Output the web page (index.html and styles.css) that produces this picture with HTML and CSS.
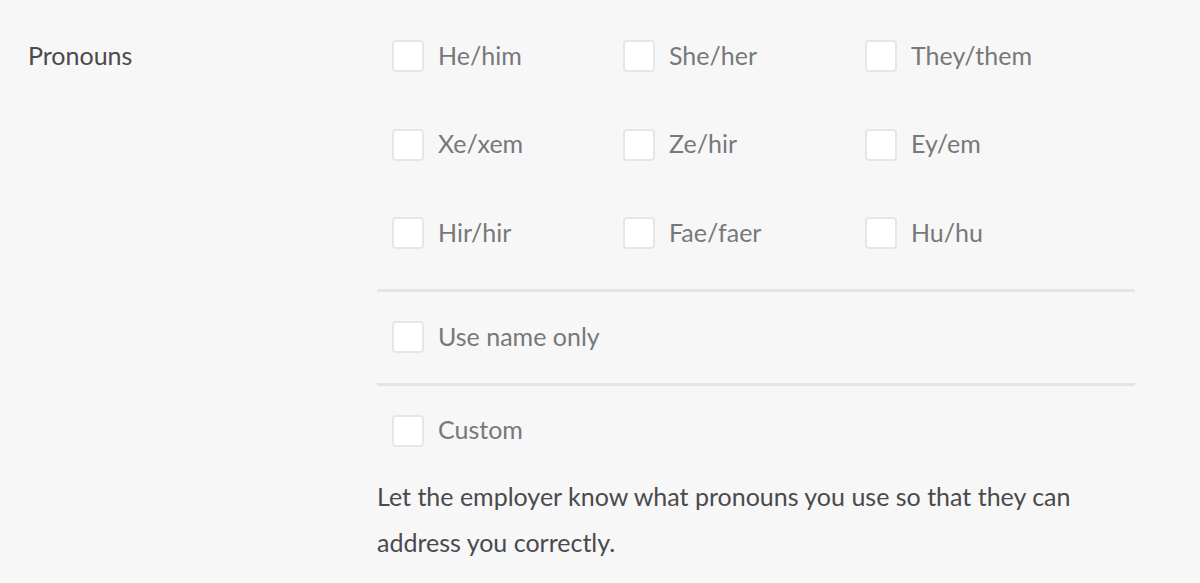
FILE: index.html
```html
<!DOCTYPE html>
<html>
<head>
<meta charset="utf-8">
<link rel="stylesheet" href="styles.css">
</head>
<body>
<div class="field">
  <div class="field-label">Pronouns</div>
  <div class="field-body">
    <div class="grid">
      <label class="option"><span class="box"></span><span class="text">He/him</span></label>
      <label class="option"><span class="box"></span><span class="text">She/her</span></label>
      <label class="option"><span class="box"></span><span class="text">They/them</span></label>
      <label class="option"><span class="box"></span><span class="text">Xe/xem</span></label>
      <label class="option"><span class="box"></span><span class="text">Ze/hir</span></label>
      <label class="option"><span class="box"></span><span class="text">Ey/em</span></label>
      <label class="option"><span class="box"></span><span class="text">Hir/hir</span></label>
      <label class="option"><span class="box"></span><span class="text">Fae/faer</span></label>
      <label class="option"><span class="box"></span><span class="text">Hu/hu</span></label>
    </div>
    <div class="divider"></div>
    <div class="single">
      <label class="option"><span class="box"></span><span class="text">Use name only</span></label>
    </div>
    <div class="divider"></div>
    <div class="single">
      <label class="option"><span class="box"></span><span class="text">Custom</span></label>
    </div>
    <p class="hint">Let the employer know what pronouns you use so that they can address you correctly.</p>
  </div>
</div>
</body>
</html>
```
FILE: styles.css
```css
html, body {
  margin: 0;
  padding: 0;
  background: #f7f7f7;
}
body {
  font-family: Lato, "Open Sans", sans-serif;
  font-size: 25px;
  color: #4a4a4a;
}
.field {
  display: flex;
  padding-left: 28px;
}
.field-label {
  width: 349px;
  flex: none;
  padding-top: 39px;
  line-height: 32px;
  color: #4a4a4d;
}
.field-body {
  width: 758px;
  flex: none;
}
.grid {
  display: grid;
  grid-template-columns: 231px 242px 1fr;
  row-gap: 56.5px;
  padding: 40px 0 40px 15px;
}
.option {
  display: flex;
  align-items: center;
  gap: 14px;
  height: 32px;
}
.box {
  width: 28px;
  height: 28px;
  border: 2px solid #e6e6e6;
  border-radius: 4px;
  background: #fff;
  flex: none;
}
.text {
  color: #78787a;
  line-height: 32px;
  padding-bottom: 3px;
}
.divider {
  height: 3px;
  background: #e4e4e8;
}
.single {
  padding: 29px 0 29.5px 15px;
}
.hint {
  margin: -3px 0 0;
  line-height: 46px;
  color: #4a4a4d;
}
```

━━━━━━━━

Request: Output the data exactly. Pictures don't belong in the result.

Full output:
Output the web page (index.html and styles.css) that produces this picture with HTML and CSS.
FILE: index.html
```html
<!DOCTYPE html>
<html>
<head>
<meta charset="utf-8">
<link rel="stylesheet" href="styles.css">
</head>
<body>
<div class="field">
  <div class="field-label">Pronouns</div>
  <div class="field-body">
    <div class="grid">
      <label class="option"><span class="box"></span><span class="text">He/him</span></label>
      <label class="option"><span class="box"></span><span class="text">She/her</span></label>
      <label class="option"><span class="box"></span><span class="text">They/them</span></label>
      <label class="option"><span class="box"></span><span class="text">Xe/xem</span></label>
      <label class="option"><span class="box"></span><span class="text">Ze/hir</span></label>
      <label class="option"><span class="box"></span><span class="text">Ey/em</span></label>
      <label class="option"><span class="box"></span><span class="text">Hir/hir</span></label>
      <label class="option"><span class="box"></span><span class="text">Fae/faer</span></label>
      <label class="option"><span class="box"></span><span class="text">Hu/hu</span></label>
    </div>
    <div class="divider"></div>
    <div class="single">
      <label class="option"><span class="box"></span><span class="text">Use name only</span></label>
    </div>
    <div class="divider"></div>
    <div class="single">
      <label class="option"><span class="box"></span><span class="text">Custom</span></label>
    </div>
    <p class="hint">Let the employer know what pronouns you use so that they can address you correctly.</p>
  </div>
</div>
</body>
</html>
```
FILE: styles.css
```css
html, body {
  margin: 0;
  padding: 0;
  background: #f7f7f7;
}
body {
  font-family: Lato, "Open Sans", sans-serif;
  font-size: 25px;
  color: #4a4a4a;
}
.field {
  display: flex;
  padding-left: 28px;
}
.field-label {
  width: 349px;
  flex: none;
  padding-top: 39px;
  line-height: 32px;
  color: #4a4a4d;
}
.field-body {
  width: 758px;
  flex: none;
}
.grid {
  display: grid;
  grid-template-columns: 231px 242px 1fr;
  row-gap: 56.5px;
  padding: 40px 0 40px 15px;
}
.option {
  display: flex;
  align-items: center;
  gap: 14px;
  height: 32px;
}
.box {
  width: 28px;
  height: 28px;
  border: 2px solid #e6e6e6;
  border-radius: 4px;
  background: #fff;
  flex: none;
}
.text {
  color: #78787a;
  line-height: 32px;
  padding-bottom: 3px;
}
.divider {
  height: 3px;
  background: #e4e4e8;
}
.single {
  padding: 29px 0 29.5px 15px;
}
.hint {
  margin: -3px 0 0;
  line-height: 46px;
  color: #4a4a4d;
}
```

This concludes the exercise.